§ Rows from a dataset of pages and code
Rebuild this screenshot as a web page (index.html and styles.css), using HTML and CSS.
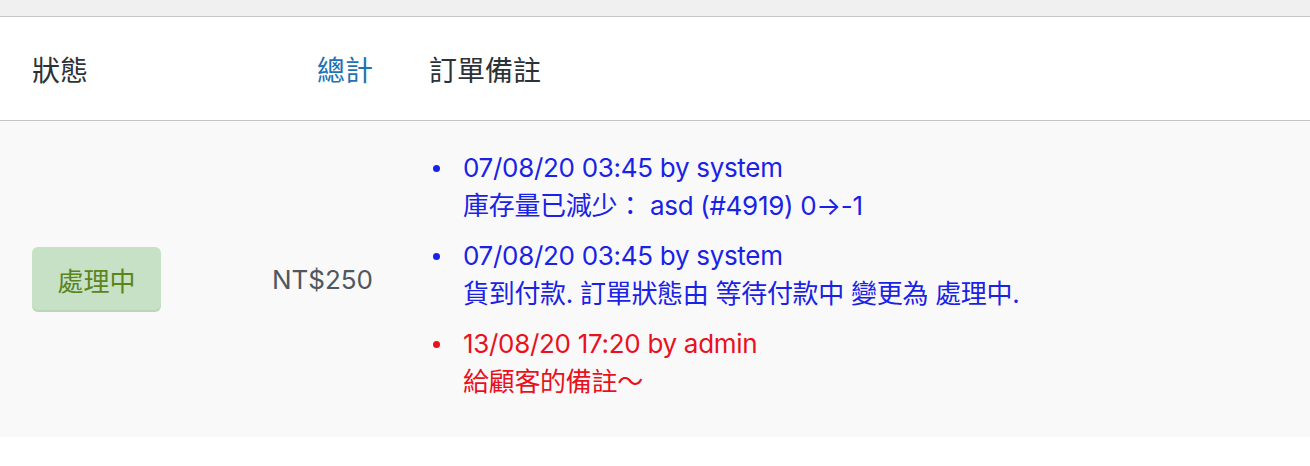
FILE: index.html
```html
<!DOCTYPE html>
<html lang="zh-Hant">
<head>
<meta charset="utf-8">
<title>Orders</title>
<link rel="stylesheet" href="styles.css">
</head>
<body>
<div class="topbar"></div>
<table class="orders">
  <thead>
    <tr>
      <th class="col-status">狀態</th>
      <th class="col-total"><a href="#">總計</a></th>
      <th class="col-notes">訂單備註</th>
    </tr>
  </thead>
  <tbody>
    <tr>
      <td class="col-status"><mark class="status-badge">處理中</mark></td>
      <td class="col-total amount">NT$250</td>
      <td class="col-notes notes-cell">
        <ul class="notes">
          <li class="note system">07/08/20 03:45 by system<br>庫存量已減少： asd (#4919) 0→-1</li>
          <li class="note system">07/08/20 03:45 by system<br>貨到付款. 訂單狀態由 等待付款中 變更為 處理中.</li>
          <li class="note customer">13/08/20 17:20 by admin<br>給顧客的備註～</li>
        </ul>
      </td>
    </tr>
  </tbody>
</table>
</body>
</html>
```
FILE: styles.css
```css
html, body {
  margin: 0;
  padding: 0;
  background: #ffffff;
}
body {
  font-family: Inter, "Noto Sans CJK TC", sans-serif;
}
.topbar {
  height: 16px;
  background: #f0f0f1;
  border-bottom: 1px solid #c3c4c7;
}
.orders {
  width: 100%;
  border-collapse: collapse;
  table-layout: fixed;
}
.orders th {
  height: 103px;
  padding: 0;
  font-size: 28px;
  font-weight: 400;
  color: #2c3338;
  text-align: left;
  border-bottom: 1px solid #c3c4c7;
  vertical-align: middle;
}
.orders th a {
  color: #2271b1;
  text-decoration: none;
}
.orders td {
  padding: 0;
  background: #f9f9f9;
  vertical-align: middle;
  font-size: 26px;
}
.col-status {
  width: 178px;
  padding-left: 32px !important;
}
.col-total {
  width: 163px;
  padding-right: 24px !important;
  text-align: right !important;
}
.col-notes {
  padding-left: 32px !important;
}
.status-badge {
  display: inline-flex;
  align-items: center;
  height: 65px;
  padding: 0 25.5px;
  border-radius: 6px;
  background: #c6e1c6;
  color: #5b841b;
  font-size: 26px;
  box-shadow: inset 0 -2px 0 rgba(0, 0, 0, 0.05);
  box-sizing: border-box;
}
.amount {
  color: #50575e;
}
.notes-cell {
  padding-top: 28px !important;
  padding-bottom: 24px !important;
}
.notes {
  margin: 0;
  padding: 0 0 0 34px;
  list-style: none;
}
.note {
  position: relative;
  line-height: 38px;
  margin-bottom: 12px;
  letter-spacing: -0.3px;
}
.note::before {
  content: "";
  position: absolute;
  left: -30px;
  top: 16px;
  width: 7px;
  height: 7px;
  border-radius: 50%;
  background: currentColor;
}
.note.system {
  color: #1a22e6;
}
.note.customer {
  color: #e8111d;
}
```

---

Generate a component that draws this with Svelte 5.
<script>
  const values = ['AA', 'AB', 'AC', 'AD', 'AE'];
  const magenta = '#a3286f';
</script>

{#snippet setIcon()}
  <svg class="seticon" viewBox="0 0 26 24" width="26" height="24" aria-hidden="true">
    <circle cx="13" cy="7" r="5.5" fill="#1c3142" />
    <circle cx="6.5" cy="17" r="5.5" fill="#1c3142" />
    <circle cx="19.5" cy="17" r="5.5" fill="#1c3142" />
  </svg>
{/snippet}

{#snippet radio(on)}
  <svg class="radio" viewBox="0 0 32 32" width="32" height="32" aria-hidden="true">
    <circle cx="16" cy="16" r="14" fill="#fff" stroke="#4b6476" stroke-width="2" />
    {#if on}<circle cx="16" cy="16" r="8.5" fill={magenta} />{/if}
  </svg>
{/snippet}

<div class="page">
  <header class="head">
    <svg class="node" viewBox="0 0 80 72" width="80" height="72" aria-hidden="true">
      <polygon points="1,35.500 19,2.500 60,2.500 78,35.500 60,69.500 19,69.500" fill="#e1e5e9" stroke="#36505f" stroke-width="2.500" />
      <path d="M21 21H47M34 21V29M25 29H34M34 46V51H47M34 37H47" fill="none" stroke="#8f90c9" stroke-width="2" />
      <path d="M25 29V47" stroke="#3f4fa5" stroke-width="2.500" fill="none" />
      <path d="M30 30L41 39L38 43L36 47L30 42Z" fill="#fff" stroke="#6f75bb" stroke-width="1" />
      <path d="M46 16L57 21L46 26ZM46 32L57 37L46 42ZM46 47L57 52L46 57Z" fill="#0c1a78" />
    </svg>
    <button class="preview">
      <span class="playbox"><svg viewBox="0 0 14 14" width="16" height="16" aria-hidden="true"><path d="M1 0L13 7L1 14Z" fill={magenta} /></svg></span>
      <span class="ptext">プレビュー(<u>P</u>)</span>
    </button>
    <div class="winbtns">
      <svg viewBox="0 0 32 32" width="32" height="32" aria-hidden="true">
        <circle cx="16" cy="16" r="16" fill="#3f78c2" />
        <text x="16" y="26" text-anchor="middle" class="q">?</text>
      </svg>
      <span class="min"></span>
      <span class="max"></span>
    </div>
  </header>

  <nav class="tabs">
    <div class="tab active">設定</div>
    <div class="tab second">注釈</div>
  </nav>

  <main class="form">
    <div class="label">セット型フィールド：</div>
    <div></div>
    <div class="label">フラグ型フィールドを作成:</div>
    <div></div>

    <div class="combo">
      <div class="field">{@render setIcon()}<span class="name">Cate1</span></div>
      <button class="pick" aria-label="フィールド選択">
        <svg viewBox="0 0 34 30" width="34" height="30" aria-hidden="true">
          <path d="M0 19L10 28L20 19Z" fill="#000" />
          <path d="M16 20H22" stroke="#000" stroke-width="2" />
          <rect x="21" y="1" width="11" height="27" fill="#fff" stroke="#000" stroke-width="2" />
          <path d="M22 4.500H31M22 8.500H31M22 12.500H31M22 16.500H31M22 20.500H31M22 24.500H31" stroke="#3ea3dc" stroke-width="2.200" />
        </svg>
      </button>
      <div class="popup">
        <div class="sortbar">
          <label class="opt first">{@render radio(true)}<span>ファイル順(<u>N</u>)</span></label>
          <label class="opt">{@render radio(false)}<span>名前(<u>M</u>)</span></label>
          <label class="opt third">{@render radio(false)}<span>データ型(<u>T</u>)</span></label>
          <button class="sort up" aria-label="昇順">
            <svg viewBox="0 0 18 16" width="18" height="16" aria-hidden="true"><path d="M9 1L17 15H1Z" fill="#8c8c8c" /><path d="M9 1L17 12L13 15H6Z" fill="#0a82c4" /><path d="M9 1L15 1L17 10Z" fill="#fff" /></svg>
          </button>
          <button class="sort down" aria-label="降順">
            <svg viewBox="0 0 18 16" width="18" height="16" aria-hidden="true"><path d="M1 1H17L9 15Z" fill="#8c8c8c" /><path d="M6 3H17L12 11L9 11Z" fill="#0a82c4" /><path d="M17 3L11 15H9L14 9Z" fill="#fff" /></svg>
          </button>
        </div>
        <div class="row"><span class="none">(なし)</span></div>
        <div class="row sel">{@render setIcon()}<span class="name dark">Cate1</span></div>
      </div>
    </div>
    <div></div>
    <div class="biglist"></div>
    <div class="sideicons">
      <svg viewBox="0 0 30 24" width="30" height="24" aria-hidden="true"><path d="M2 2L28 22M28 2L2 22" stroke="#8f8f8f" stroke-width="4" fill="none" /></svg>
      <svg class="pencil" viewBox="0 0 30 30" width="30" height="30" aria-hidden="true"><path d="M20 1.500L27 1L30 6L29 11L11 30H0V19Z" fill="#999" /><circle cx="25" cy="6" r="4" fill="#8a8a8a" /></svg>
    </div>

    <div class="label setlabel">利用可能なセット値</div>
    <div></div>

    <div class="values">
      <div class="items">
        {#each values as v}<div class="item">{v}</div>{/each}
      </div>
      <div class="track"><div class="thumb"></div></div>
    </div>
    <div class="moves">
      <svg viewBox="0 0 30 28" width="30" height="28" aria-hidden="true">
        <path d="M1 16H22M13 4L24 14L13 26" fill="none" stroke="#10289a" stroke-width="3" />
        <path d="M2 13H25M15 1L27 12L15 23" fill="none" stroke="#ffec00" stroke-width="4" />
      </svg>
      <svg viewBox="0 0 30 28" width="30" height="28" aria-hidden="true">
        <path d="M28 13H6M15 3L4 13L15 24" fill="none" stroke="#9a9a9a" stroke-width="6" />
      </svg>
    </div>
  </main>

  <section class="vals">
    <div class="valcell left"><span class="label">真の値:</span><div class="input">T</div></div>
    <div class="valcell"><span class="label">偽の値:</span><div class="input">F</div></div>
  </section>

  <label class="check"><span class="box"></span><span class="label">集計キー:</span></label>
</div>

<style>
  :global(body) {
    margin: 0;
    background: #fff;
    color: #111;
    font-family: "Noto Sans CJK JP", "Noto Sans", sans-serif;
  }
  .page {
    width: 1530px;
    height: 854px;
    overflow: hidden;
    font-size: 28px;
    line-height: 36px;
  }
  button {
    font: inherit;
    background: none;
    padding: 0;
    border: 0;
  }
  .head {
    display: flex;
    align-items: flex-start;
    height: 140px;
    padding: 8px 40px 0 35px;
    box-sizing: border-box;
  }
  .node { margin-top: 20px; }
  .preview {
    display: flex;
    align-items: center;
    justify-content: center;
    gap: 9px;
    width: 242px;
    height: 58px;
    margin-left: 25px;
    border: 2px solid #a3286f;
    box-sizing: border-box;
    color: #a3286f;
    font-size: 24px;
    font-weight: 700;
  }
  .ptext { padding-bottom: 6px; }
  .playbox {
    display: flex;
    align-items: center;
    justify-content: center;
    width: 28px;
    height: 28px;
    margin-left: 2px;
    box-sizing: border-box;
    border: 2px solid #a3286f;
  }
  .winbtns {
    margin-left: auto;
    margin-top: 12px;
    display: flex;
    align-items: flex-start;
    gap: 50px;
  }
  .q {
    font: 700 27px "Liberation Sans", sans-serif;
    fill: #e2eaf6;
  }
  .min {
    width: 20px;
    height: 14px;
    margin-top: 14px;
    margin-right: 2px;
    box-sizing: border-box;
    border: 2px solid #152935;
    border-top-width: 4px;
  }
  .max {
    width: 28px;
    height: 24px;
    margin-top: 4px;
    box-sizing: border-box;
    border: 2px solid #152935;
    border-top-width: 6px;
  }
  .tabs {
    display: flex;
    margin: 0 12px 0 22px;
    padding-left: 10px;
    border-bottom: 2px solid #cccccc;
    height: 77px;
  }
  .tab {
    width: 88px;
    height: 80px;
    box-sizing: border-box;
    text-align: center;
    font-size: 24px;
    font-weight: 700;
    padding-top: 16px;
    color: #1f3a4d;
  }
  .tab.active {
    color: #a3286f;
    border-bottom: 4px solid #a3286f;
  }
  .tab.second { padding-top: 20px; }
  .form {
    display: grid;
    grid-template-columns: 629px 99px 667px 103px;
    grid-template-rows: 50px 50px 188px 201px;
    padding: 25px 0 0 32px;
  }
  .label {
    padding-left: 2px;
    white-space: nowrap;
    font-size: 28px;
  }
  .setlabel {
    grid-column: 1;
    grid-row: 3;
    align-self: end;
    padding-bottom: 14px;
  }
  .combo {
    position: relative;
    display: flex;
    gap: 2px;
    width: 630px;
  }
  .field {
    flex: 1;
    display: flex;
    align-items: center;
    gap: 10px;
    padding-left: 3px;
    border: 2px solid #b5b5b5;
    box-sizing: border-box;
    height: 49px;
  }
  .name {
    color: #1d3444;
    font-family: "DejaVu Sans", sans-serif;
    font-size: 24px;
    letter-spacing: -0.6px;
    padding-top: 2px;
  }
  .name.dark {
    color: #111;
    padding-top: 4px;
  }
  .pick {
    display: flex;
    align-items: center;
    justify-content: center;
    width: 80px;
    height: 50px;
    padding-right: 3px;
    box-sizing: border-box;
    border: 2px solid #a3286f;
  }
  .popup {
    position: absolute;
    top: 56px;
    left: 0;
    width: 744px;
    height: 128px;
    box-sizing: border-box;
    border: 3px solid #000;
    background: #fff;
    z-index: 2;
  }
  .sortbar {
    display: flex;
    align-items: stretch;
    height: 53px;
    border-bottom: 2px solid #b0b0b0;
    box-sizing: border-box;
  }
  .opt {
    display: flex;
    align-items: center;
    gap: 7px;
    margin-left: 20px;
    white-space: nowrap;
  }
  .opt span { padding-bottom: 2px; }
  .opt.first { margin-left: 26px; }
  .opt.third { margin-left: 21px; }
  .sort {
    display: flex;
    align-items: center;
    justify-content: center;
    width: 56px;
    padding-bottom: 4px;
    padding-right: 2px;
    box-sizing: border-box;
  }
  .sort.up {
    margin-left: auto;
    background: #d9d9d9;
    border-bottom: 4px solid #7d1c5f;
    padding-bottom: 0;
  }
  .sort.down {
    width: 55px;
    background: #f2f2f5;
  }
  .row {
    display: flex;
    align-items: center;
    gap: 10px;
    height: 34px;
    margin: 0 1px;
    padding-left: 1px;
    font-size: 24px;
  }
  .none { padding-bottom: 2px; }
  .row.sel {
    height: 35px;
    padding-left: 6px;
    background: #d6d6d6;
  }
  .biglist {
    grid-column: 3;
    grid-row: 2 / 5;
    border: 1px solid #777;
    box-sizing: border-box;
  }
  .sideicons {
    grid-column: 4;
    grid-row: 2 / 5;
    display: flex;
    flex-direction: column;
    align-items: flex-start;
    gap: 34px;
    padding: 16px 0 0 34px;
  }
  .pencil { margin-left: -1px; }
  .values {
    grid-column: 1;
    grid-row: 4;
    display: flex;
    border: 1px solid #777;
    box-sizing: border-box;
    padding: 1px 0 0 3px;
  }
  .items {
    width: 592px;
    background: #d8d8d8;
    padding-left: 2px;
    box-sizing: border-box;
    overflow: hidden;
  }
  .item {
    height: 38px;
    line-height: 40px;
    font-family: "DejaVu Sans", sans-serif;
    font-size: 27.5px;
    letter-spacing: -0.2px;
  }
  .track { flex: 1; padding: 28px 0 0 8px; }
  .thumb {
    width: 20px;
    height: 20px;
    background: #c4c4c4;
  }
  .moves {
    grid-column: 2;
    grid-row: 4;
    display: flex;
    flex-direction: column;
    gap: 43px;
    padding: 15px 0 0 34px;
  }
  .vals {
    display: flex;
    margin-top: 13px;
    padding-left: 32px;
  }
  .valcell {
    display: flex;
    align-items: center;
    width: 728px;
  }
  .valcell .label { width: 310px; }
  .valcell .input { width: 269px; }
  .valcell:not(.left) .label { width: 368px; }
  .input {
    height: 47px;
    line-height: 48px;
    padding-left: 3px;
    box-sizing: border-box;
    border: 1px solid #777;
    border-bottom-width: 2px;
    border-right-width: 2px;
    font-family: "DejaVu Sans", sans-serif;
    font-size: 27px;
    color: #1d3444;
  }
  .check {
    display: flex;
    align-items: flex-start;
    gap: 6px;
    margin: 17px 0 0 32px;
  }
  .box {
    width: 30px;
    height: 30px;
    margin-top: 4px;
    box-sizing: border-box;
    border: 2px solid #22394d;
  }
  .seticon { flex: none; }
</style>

§ Exercise description
Pull out all lines containing the word "index" from the entries above.

§ Task answer
Rebuild this screenshot as a web page (index.html and styles.css), using HTML and CSS.
FILE: index.html
    z-index: 2;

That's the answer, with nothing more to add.